Data section
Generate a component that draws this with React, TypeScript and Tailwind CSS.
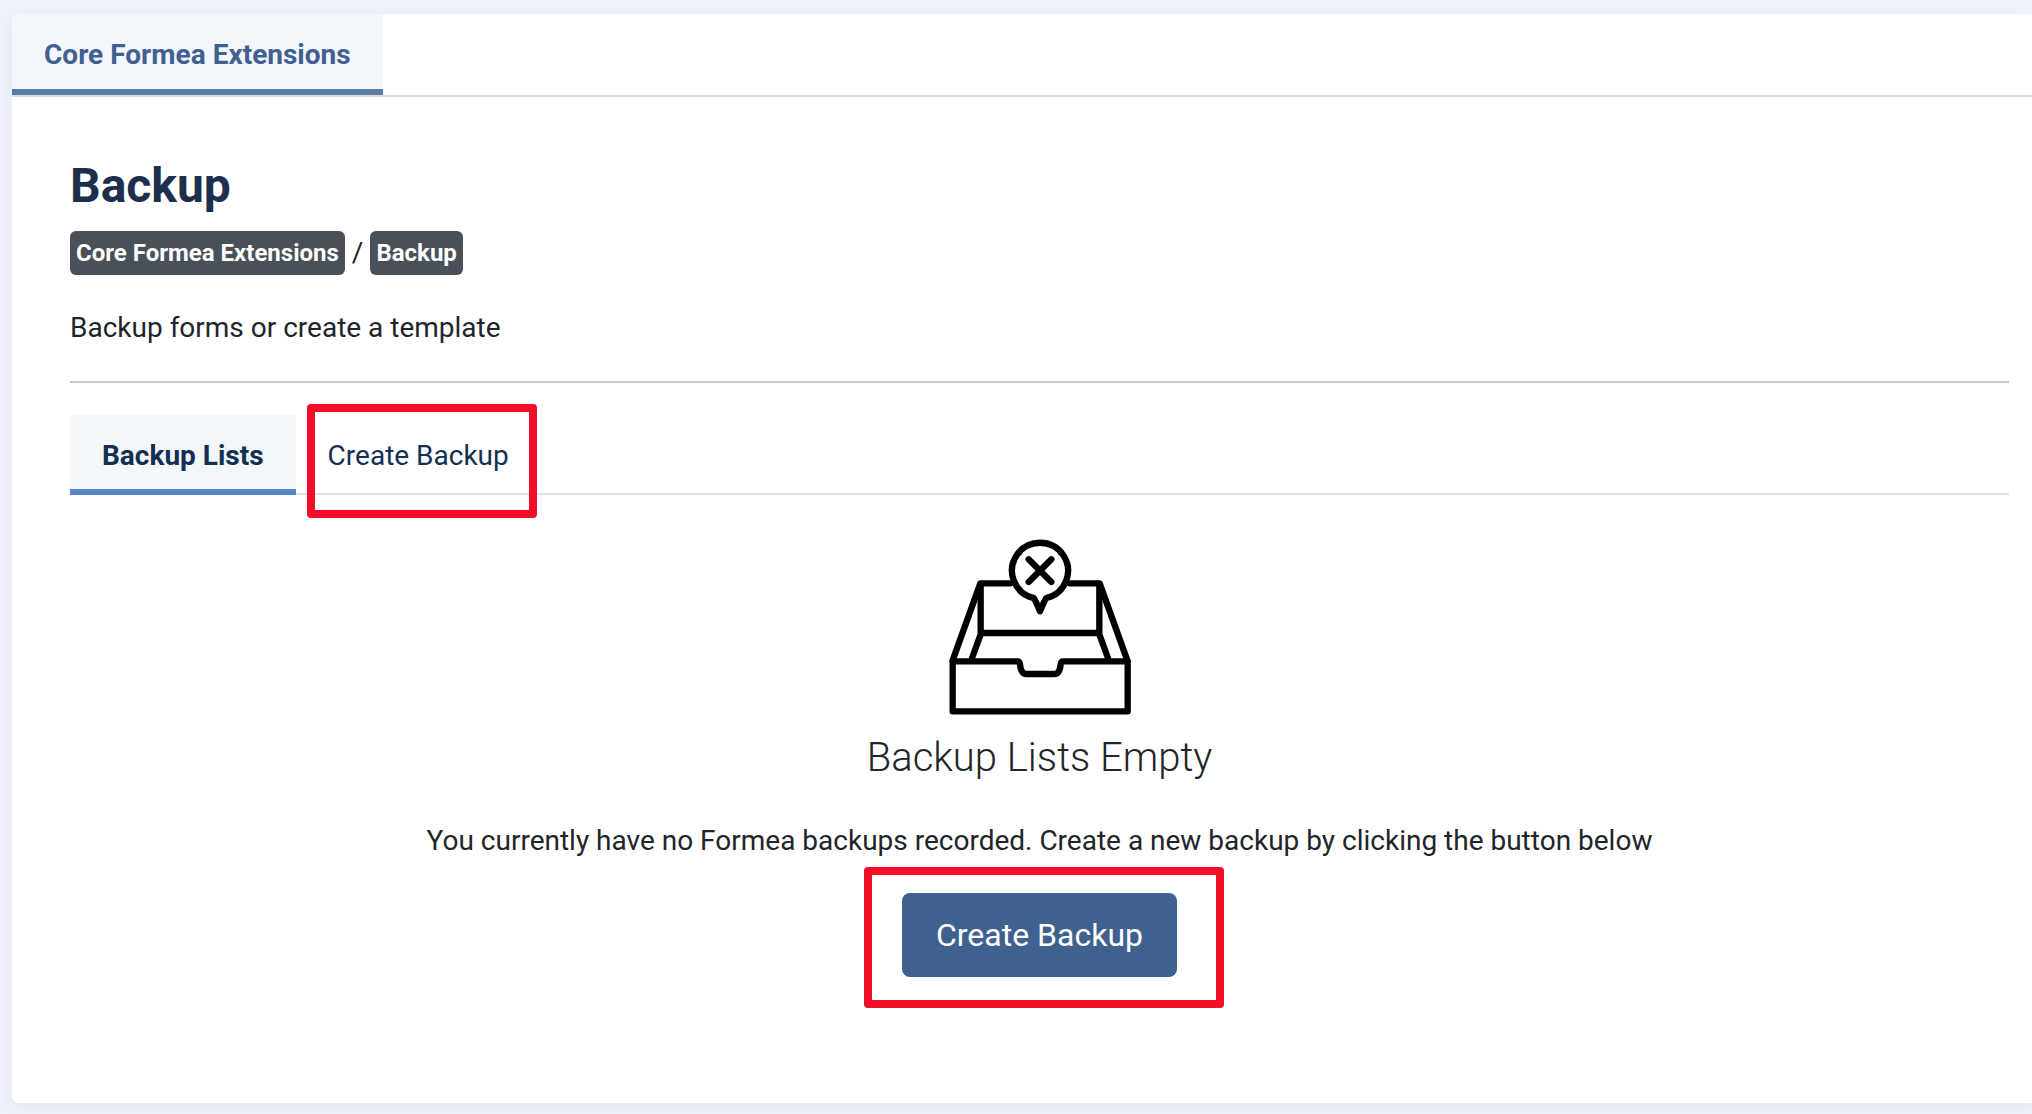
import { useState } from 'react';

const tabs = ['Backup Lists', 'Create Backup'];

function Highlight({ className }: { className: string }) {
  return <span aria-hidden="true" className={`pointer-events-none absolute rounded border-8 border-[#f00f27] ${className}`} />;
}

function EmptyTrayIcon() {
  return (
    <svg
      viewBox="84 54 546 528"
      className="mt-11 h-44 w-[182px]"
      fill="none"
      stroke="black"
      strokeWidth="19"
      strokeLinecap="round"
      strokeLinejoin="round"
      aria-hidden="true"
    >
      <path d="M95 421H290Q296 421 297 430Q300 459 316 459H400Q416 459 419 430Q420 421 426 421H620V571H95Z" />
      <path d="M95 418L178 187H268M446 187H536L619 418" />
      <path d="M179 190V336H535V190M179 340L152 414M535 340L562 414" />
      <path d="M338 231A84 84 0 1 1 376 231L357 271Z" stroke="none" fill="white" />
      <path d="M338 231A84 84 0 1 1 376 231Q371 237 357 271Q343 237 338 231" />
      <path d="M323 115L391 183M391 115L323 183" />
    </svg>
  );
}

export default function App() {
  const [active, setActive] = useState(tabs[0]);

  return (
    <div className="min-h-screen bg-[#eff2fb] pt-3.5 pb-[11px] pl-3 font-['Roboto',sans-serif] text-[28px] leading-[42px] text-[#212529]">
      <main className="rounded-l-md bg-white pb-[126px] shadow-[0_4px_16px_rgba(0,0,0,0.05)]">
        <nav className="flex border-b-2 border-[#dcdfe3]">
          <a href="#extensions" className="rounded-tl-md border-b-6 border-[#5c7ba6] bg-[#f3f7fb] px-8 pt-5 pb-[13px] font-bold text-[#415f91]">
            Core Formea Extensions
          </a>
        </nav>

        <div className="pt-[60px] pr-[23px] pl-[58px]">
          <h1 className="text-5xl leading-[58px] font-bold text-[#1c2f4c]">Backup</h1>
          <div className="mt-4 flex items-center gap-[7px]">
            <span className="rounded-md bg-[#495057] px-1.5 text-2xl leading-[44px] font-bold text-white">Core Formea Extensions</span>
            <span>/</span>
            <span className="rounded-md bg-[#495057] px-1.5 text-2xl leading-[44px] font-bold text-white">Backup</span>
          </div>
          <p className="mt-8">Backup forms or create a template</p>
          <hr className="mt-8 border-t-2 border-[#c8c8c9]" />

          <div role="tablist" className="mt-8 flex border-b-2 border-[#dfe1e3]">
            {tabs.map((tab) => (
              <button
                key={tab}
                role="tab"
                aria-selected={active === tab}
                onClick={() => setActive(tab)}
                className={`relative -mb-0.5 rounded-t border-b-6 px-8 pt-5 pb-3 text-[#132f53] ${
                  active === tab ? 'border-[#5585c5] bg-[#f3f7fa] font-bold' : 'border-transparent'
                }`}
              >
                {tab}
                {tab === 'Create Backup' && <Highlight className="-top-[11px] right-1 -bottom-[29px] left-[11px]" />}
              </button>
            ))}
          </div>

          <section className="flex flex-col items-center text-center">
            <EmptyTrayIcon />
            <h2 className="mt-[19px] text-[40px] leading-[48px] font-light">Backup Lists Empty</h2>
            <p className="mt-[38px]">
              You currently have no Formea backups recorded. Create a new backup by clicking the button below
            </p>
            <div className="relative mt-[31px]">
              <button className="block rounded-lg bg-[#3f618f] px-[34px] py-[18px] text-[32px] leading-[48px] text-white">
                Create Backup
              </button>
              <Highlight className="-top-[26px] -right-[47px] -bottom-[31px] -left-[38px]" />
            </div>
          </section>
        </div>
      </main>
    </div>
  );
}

==

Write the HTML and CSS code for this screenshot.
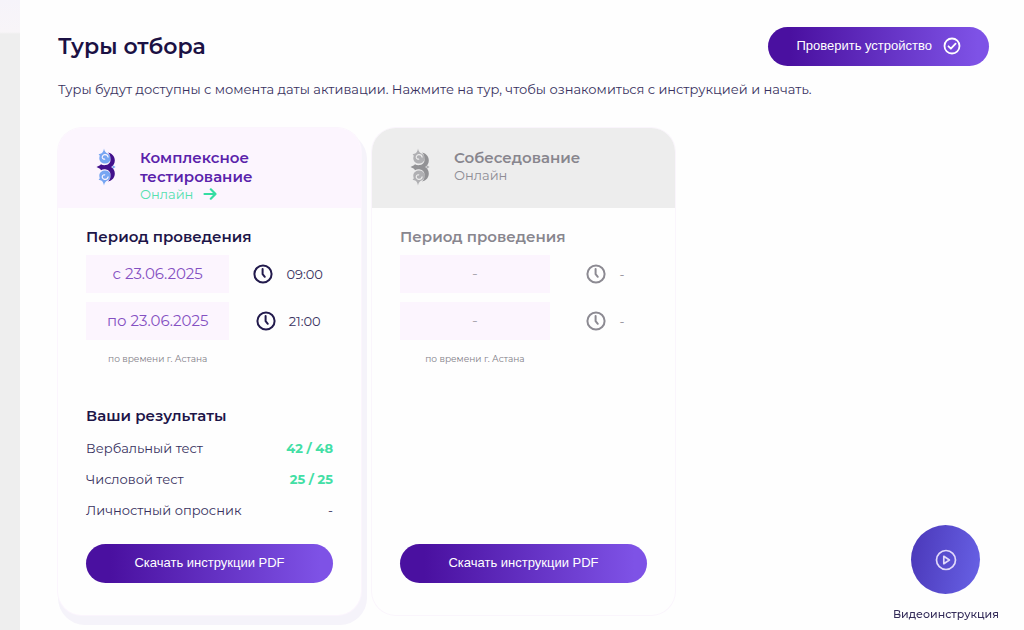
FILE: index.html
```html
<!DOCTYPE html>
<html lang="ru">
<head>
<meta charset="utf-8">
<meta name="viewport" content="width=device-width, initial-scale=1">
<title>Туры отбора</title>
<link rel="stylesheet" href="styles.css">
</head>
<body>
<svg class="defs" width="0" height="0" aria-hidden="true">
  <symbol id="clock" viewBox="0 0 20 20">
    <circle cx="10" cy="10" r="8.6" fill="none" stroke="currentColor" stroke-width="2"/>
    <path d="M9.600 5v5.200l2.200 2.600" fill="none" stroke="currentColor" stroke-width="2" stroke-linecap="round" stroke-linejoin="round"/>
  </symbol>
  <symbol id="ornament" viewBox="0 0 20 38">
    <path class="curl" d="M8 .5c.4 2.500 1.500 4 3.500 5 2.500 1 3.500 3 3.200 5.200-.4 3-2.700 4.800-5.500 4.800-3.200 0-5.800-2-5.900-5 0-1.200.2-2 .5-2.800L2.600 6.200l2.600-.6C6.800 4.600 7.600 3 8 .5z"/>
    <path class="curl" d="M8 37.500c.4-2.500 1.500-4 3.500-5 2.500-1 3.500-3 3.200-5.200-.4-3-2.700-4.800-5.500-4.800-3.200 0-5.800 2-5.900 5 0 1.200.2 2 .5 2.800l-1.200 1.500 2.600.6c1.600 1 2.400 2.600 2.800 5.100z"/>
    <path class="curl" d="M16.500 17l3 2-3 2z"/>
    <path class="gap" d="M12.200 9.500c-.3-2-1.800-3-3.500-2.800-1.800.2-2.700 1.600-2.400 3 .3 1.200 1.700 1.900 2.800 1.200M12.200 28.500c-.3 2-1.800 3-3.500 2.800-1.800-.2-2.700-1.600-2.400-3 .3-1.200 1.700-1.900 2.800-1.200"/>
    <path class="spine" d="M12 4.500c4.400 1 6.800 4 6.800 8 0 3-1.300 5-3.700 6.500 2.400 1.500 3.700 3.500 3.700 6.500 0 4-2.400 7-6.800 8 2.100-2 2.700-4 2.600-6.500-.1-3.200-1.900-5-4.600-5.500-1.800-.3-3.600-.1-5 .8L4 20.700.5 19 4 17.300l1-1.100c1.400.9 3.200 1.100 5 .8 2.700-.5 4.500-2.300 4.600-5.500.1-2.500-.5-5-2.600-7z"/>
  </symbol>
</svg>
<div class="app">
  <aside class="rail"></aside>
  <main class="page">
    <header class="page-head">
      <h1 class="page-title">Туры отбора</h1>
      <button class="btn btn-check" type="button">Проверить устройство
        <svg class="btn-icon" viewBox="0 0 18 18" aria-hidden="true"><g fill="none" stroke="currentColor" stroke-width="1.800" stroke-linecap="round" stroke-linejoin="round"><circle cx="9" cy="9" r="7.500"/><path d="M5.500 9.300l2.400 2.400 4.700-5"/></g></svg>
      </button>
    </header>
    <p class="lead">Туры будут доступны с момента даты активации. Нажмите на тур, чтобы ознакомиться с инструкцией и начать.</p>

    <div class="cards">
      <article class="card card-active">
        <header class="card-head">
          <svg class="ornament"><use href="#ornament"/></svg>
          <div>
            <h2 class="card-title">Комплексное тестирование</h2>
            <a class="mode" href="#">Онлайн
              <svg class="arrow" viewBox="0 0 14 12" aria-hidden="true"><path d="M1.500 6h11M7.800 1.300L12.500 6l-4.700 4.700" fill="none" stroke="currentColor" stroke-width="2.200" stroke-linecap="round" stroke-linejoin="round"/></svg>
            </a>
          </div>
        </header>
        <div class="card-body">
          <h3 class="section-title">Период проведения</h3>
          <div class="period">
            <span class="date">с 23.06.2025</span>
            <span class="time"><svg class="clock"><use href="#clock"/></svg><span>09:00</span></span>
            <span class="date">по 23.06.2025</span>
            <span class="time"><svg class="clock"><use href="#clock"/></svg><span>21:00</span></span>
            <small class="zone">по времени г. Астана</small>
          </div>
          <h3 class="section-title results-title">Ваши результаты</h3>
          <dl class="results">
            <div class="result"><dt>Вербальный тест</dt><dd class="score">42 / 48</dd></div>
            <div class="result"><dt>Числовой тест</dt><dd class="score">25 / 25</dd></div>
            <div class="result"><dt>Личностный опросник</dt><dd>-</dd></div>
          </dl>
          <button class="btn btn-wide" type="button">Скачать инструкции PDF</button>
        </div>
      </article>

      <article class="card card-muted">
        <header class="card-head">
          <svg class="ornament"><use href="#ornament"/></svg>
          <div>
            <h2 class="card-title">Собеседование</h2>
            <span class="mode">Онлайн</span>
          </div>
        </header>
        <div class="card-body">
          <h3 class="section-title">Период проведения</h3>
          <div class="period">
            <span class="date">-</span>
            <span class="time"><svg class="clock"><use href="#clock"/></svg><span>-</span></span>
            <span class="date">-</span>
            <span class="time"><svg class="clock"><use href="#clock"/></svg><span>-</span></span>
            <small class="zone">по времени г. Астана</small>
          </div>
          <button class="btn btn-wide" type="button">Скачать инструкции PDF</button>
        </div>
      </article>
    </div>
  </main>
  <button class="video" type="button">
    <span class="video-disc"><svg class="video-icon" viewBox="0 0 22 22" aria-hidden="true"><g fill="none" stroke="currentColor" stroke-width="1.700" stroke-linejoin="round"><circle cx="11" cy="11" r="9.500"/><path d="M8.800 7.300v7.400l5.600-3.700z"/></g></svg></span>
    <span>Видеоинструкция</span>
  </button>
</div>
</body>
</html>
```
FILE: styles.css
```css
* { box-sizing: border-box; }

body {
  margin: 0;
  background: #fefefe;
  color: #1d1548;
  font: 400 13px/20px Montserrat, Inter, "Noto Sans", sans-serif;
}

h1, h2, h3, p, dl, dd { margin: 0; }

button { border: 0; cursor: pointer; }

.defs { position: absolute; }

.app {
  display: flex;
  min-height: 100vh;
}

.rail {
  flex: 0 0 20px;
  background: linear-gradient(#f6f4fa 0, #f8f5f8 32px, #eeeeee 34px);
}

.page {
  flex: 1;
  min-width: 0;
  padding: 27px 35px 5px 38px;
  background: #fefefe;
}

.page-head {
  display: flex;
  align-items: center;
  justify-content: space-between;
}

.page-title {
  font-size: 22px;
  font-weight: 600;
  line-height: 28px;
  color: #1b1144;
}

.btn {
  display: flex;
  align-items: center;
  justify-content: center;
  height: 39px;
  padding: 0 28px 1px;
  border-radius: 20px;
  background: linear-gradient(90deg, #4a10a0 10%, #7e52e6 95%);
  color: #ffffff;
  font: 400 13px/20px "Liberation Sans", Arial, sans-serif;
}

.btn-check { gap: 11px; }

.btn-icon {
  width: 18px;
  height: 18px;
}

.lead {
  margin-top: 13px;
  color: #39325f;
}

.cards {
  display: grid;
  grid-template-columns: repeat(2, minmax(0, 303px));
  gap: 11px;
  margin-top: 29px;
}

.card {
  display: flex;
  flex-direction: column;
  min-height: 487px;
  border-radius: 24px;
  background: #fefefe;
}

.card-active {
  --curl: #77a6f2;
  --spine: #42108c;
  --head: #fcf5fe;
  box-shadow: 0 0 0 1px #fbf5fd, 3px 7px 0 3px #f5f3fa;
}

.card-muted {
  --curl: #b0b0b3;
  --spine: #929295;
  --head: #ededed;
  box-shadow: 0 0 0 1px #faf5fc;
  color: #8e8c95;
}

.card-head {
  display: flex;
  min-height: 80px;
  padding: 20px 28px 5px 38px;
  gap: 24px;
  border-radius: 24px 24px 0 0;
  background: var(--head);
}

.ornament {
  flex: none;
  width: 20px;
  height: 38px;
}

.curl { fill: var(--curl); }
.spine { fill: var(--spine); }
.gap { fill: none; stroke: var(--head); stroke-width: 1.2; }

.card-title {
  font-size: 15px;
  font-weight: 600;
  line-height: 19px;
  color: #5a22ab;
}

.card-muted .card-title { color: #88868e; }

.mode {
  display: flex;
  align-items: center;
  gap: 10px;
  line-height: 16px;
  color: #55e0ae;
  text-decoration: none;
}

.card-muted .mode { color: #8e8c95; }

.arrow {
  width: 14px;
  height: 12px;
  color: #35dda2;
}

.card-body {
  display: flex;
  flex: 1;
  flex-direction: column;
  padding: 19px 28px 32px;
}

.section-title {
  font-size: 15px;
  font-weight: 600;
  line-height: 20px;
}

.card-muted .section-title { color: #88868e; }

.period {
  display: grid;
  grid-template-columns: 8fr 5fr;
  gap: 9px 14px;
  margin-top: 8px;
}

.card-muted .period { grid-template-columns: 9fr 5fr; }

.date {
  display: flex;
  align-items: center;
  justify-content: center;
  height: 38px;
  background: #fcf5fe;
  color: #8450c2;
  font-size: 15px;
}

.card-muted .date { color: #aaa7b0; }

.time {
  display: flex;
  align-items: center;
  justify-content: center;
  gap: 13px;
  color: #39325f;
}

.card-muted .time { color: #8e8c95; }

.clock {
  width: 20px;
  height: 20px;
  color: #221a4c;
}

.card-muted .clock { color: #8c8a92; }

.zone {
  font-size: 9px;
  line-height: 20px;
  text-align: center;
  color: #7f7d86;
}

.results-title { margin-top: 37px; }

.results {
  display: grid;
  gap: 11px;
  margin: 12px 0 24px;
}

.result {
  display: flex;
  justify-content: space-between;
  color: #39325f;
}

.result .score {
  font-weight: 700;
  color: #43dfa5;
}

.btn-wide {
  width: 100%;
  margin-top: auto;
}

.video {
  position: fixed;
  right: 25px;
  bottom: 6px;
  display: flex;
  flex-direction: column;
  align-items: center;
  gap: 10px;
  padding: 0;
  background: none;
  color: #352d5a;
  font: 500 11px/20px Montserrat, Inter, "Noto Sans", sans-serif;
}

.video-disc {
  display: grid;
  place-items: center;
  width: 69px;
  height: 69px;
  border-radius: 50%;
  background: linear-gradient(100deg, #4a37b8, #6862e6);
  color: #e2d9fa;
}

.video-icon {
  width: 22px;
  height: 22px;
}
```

Exercise instructions
Exactly reproduce the lines from the line holding "Generate a component" through the line holding "const tabs = ['Backup", and only those; pictures are to be left out.

Output below
Generate a component that draws this with React, TypeScript and Tailwind CSS.
import { useState } from 'react';

const tabs = ['Backup Lists', 'Create Backup'];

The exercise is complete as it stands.